Learn a computer language

  • This is the basic building block for developers. Learning whether or not you are skilled at this will help you decide if software development is a good fit.
  • Once you have mastered one language, it becomes easy to transfer those skills and principles to learning another language.

Examine your skill set

  • Are you a good communicator?
  • Are you good at working independently?
  • Do you like to learn?
  • If you can say yes to each of these, you already have many of the skills needed to be a software developer.

Get experience

  • If you have decided to pursue software development, try to get an internship in the field while you earn your degree.
  • Work with several languages if you can. Become familiar with a variety of platforms and projects.
  • A strong portfolio of foundational skills, on-the-job training and completed projects will help you jump-start your career at graduation.

Career Advancement

Software developers have multiple options for career advancement. This will depend largely on the area of interest or specific part of the field in which they are employed. Software developers may advance to become information technology project managers. In this case, they write their own software code rather than passing it off to a programmer. They are further involved in an entire project, overseeing deadlines, budgeting costs and final implementation.

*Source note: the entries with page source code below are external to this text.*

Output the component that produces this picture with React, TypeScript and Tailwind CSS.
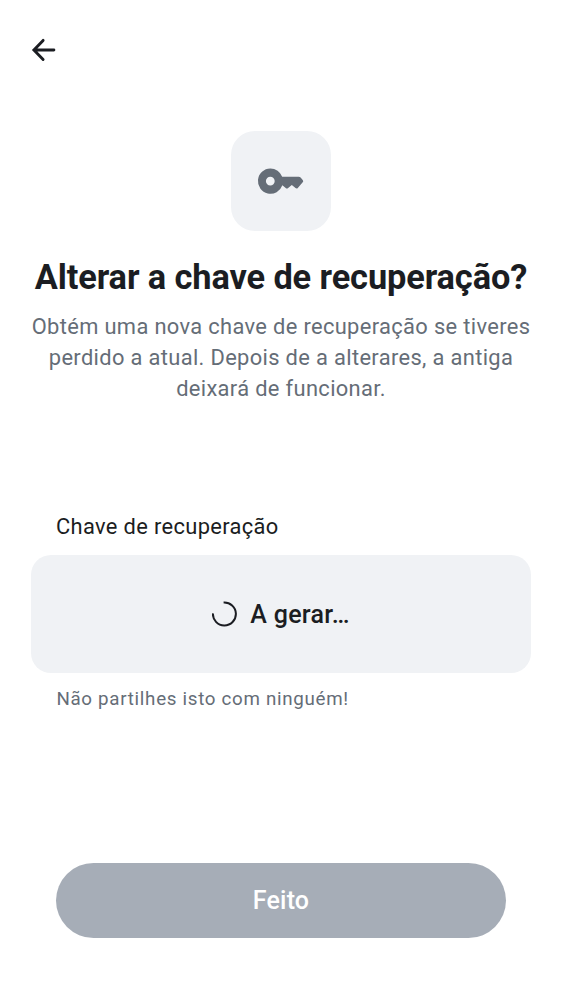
export default function App() {
  return (
    <main className="flex h-[1000px] w-[562px] flex-col bg-white font-['Roboto',sans-serif] text-[#1b1d22]">
      <header className="flex h-[131px] items-start pt-[35px] pl-[28px]">
        <button aria-label="Voltar">
          <svg width="30" height="30" viewBox="0 0 30 30" fill="none" stroke="currentColor" strokeWidth="2.9" strokeLinecap="round">
            <path d="M15.1 5.4L5.9 15l9.2 9.4M6.5 15H25.9" />
          </svg>
        </button>
      </header>
      <div className="flex size-[100px] items-center justify-center self-center rounded-[24px] bg-[#f0f2f5]">
        <svg width="50" height="50" viewBox="0 0 50 50" fill="#656d77" fillRule="evenodd">
          <path d="M14.3 12.5A12.6 12.6 0 0 1 26.2 20.8H42.7Q43.8 20.8 44.6 21.6L46.7 23.9Q47.8 25.1 46.7 26.3L41.8 32Q40.7 33.1 39.5 32.1L35.8 29L32.1 32.1Q30.9 33.1 29.7 32.1L26.4 29.3A12.6 12.6 0 1 1 14.3 12.5ZM14.3 20.7a4.4 4.4 0 1 0 0 8.8a4.4 4.4 0 1 0 0-8.8Z" />
        </svg>
      </div>
      <h1 className="mt-[25px] text-center text-[34.375px] leading-[42px] font-bold tracking-[-0.11px] whitespace-nowrap">Alterar a chave de recuperação?</h1>
      <p className="mt-[13px] text-center text-[21.875px] leading-[31px] tracking-[0.35px] whitespace-nowrap text-[#656d77]">
        Obtém uma nova chave de recuperação se tiveres<br />perdido a atual. Depois de a alterares, a antiga<br />deixará de funcionar.
      </p>
      <h2 className="mt-[107px] ml-[56px] text-[21.875px] leading-[31px] tracking-[0.35px]">Chave de recuperação</h2>
      <div className="mx-[31px] mt-[13px] flex h-[118px] items-center justify-center gap-[12px] rounded-[20px] bg-[#f0f2f5]">
        <svg width="26" height="26" viewBox="0 0 26 26" fill="none" stroke="currentColor" strokeWidth="2">
          <path d="M11.6 1.5A11.5 11.5 0 1 1 .9 12.4" />
        </svg>
        <span className="pt-[2px] text-[25px] font-medium tracking-[0.3px]">A gerar…</span>
      </div>
      <p className="mt-[14px] ml-[56.4px] text-[18.75px] leading-[25px] tracking-[0.7px] text-[#656d77]">Não partilhes isto com ninguém!</p>
      <button className="mx-[56px] mt-[151px] h-[75px] rounded-full bg-[#a6adb7] text-[25px] font-medium tracking-[0.2px] text-white">Feito</button>
    </main>
  );
}
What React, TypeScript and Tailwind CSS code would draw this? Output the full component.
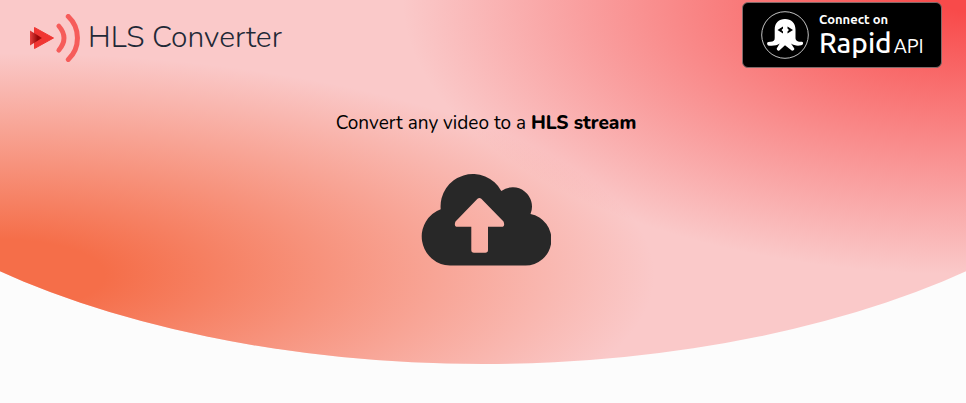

Obtaining a master’s degree may prove helpful for advancement, but this will depend largely on the employer. Often, on-the-job success and experience are more relevant than additional formal education.

Another option available to software developers is to start their own consulting firm. With experience and skills, it may be possible to obtain their own clients and work for themselves full-time.

Either way, as software developers contribute to progressively higher-level projects and build upon their knowledge-base, earning power and professional mobility grows quickly. More than many positions, even those in computer science, software development is one with particularly high rates of mobility and growth.